FATF to Release New Rules for Global Crypto Sector, Impacting Exchanges, Funds, Custodians
On June 21, the Financial Action Task Force (FATF) will reportedly publish a note clarifying how participant nations should exercise oversight for the digital assets sector, according to FATF spokeswoman Alexandra Wijmenga-Daniel. The news was reported by Bloomberg on June 12.
Per Bloomberg, the new rules will apply to a wide gamut of businesses dealing with cryptocurrencies and tokens — including crypto exchanges, custodians and crypto hedge funds.
FATF is an intergovernmental organization established on the initiative of the G7 to promote the implementation of legal, regulatory and operational measures to fight money laundering.
The FATF has developed a series of recommendations recognized as the international standard for combating money laundering and the financing of illicit activities.
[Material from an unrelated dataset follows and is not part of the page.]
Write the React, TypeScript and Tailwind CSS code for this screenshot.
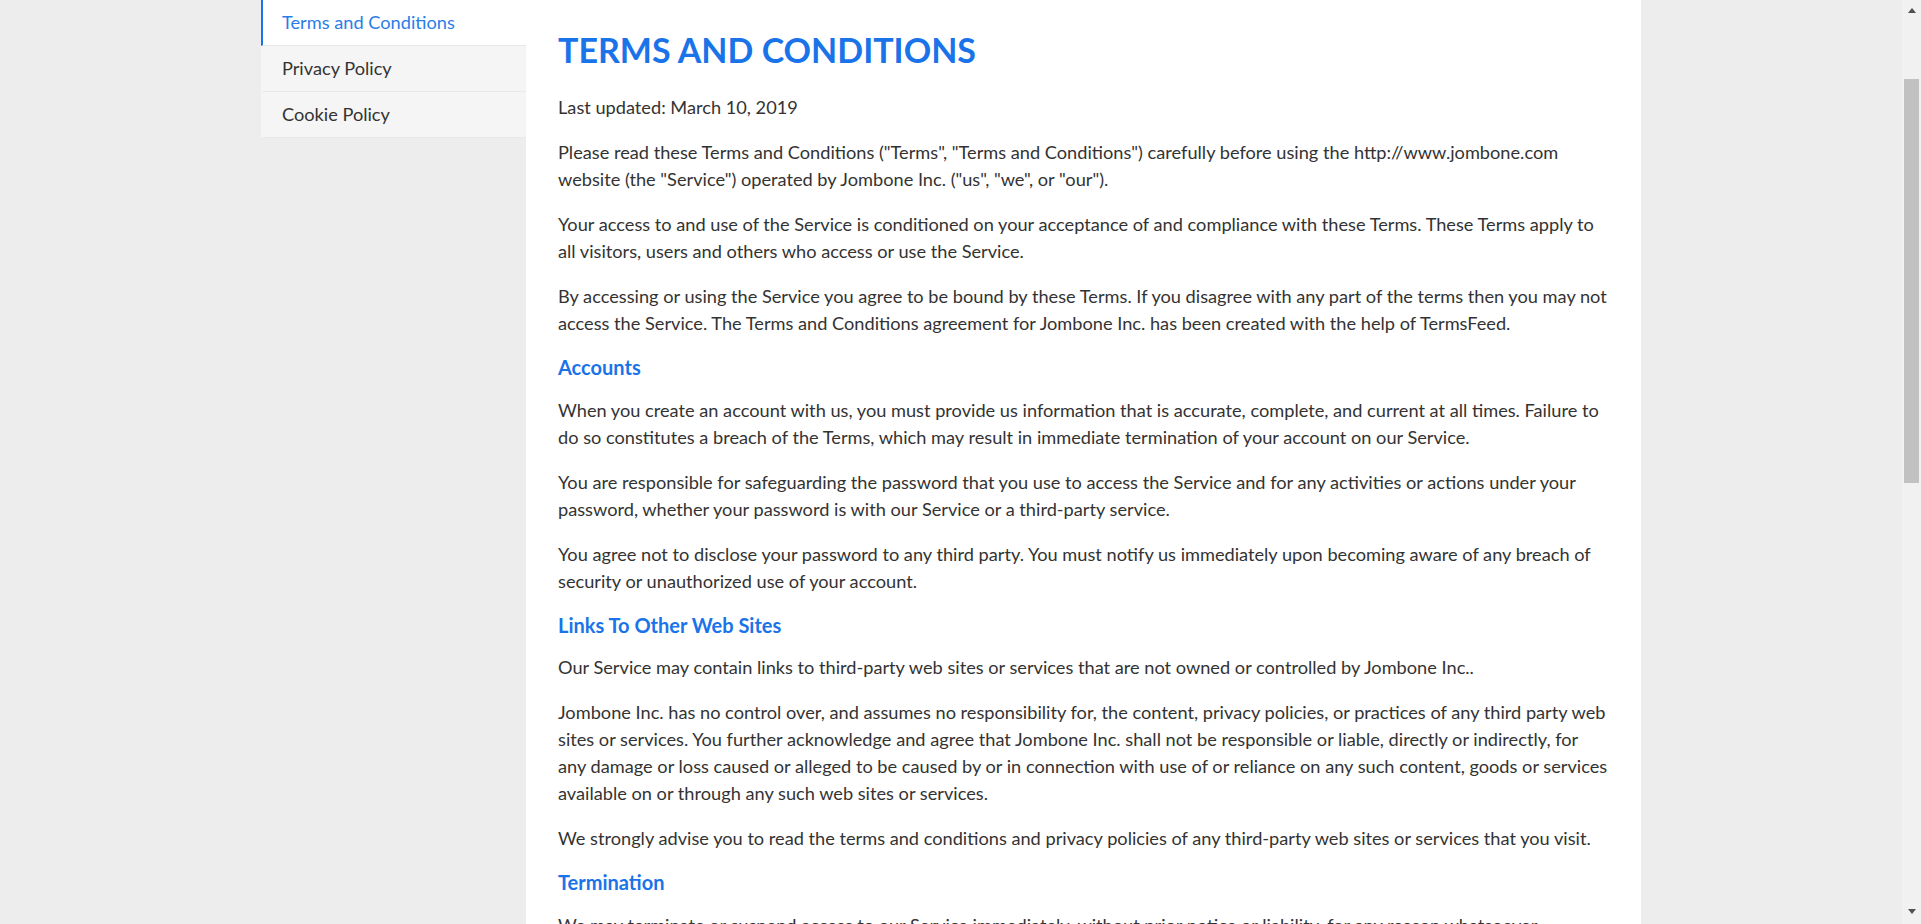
const sideLinks = [
  { label: "Terms and Conditions", active: true },
  { label: "Privacy Policy", active: false },
  { label: "Cookie Policy", active: false },
];

type Block = { type: "p" | "h"; text: string };

const blocks: Block[] = [
  { type: "p", text: "Last updated: March 10, 2019" },
  {
    type: "p",
    text: 'Please read these Terms and Conditions ("Terms", "Terms and Conditions") carefully before using the http://www.jombone.com website (the "Service") operated by Jombone Inc. ("us", "we", or "our").',
  },
  {
    type: "p",
    text: "Your access to and use of the Service is conditioned on your acceptance of and compliance with these Terms. These Terms apply to all visitors, users and others who access or use the Service.",
  },
  {
    type: "p",
    text: "By accessing or using the Service you agree to be bound by these Terms. If you disagree with any part of the terms then you may not access the Service. The Terms and Conditions agreement for Jombone Inc. has been created with the help of TermsFeed.",
  },
  { type: "h", text: "Accounts" },
  {
    type: "p",
    text: "When you create an account with us, you must provide us information that is accurate, complete, and current at all times. Failure to do so constitutes a breach of the Terms, which may result in immediate termination of your account on our Service.",
  },
  {
    type: "p",
    text: "You are responsible for safeguarding the password that you use to access the Service and for any activities or actions under your password, whether your password is with our Service or a third-party service.",
  },
  {
    type: "p",
    text: "You agree not to disclose your password to any third party. You must notify us immediately upon becoming aware of any breach of security or unauthorized use of your account.",
  },
  { type: "h", text: "Links To Other Web Sites" },
  {
    type: "p",
    text: "Our Service may contain links to third-party web sites or services that are not owned or controlled by Jombone Inc..",
  },
  {
    type: "p",
    text: "Jombone Inc. has no control over, and assumes no responsibility for, the content, privacy policies, or practices of any third party web sites or services. You further acknowledge and agree that Jombone Inc. shall not be responsible or liable, directly or indirectly, for any damage or loss caused or alleged to be caused by or in connection with use of or reliance on any such content, goods or services available on or through any such web sites or services.",
  },
  {
    type: "p",
    text: "We strongly advise you to read the terms and conditions and privacy policies of any third-party web sites or services that you visit.",
  },
  { type: "h", text: "Termination" },
  {
    type: "p",
    text: "We may terminate or suspend access to our Service immediately, without prior notice or liability, for any reason whatsoever, including without limitation if you breach the Terms.",
  },
  {
    type: "p",
    text: "All provisions of the Terms which by their nature should survive termination shall survive termination, including, without limitation, ownership provisions, warranty disclaimers, indemnity and limitations of liability.",
  },
];

const Scrollbar = () => {
  return (
    <div className="flex h-screen w-[19px] shrink-0 flex-col bg-[#f1f1f1]">
      <div className="flex h-[17px] items-center justify-center pt-[3px]">
        <div className="h-0 w-0 border-x-[4px] border-b-[5px] border-x-transparent border-b-[#505050]" />
      </div>
      <div className="flex-1 pt-[62px]">
        <div className="mx-auto h-[404px] w-[15px] bg-[#c1c1c1]" />
      </div>
      <div className="flex h-[17px] items-start justify-center pt-[2px]">
        <div className="h-0 w-0 border-x-[4px] border-t-[5px] border-x-transparent border-t-[#505050]" />
      </div>
    </div>
  );
};

export default function App() {
  return (
    <div className="flex h-screen overflow-hidden bg-[#ededed] font-['Lato','Noto_Sans',sans-serif] text-[#333]">
      <div className="flex-1 overflow-hidden">
        <div className="mx-auto flex max-w-[1380px] items-start">
          <aside className="w-[265px] shrink-0">
            {sideLinks.map((link) => (
              <a
                key={link.label}
                href="#"
                className={`flex h-[46px] items-center border-b border-l-2 border-b-[#e8e8e8] pl-[19px] text-[18.2px] leading-[27px] ${
                  link.active
                    ? "border-l-[#1a73e8] bg-white text-[#2a7de9]"
                    : "border-l-transparent bg-[#f5f5f5] text-[#333]"
                }`}
              >
                {link.label}
              </a>
            ))}
          </aside>
          <main className="min-h-screen flex-1 bg-white px-8 pt-[29px] pb-10">
            <h1 className="mb-[23px] text-[34px] font-bold leading-[42px] text-[#1a73e8]">
              TERMS AND CONDITIONS
            </h1>
            {blocks.map((b, i) =>
              b.type === "h" ? (
                <h2
                  key={i}
                  className="mb-[17.5px] text-[20px] font-bold leading-[24px] text-[#1a73e8]"
                >
                  {b.text}
                </h2>
              ) : (
                <p key={i} className="mb-[18px] text-[18.2px] leading-[27px]">
                  {b.text}
                </p>
              )
            )}
          </main>
        </div>
      </div>
      <Scrollbar />
    </div>
  );
}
As Bloomberg notes, these recommendations are used by around 200 countries globally, including the United States.
Bloomberg reports that the FATF rules are expected to require firms ranging from major spot exchanges such as Coinbase to asset managers like Fidelity Investments to gather data on all clients initiating transactions worth over $1,000 or 1,000 euros.
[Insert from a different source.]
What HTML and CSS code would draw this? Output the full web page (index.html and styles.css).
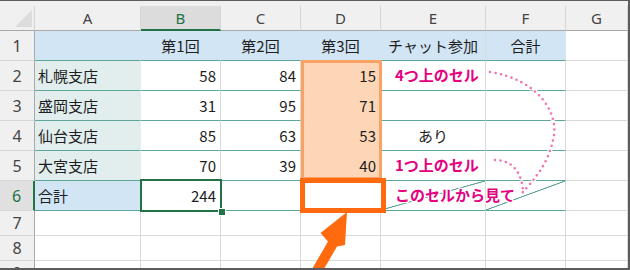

They will also be asked to provide data on the recipients on the funds, and share that data with the recipient’s own service provider together with data on each transaction, Bloomberg claims.
The forthcoming rules will notably be subject to the interpretation of different national regulators.
Some industry participants have reportedly voiced concerns that blockchain technology would have to be fundamentally restructured — or otherwise a complex parallel system constructed between exchanges — in order to satisfy new reporting requirements, while others are concerned about the toll that increased compliance costs will exact on industry businesses.
In a comment, Jeff Horowitz — chief compliance officer at Coinbase — argued that “applying bank regulations to this industry could drive more people to conduct person-to-person transactions, which would result in less transparency for law enforcement.”
Jesse Spiro, from blockchain intelligence firm Chainalysis, has by contrast reportedly argued that the FATF’s forthcoming guidance is necessary for the industry.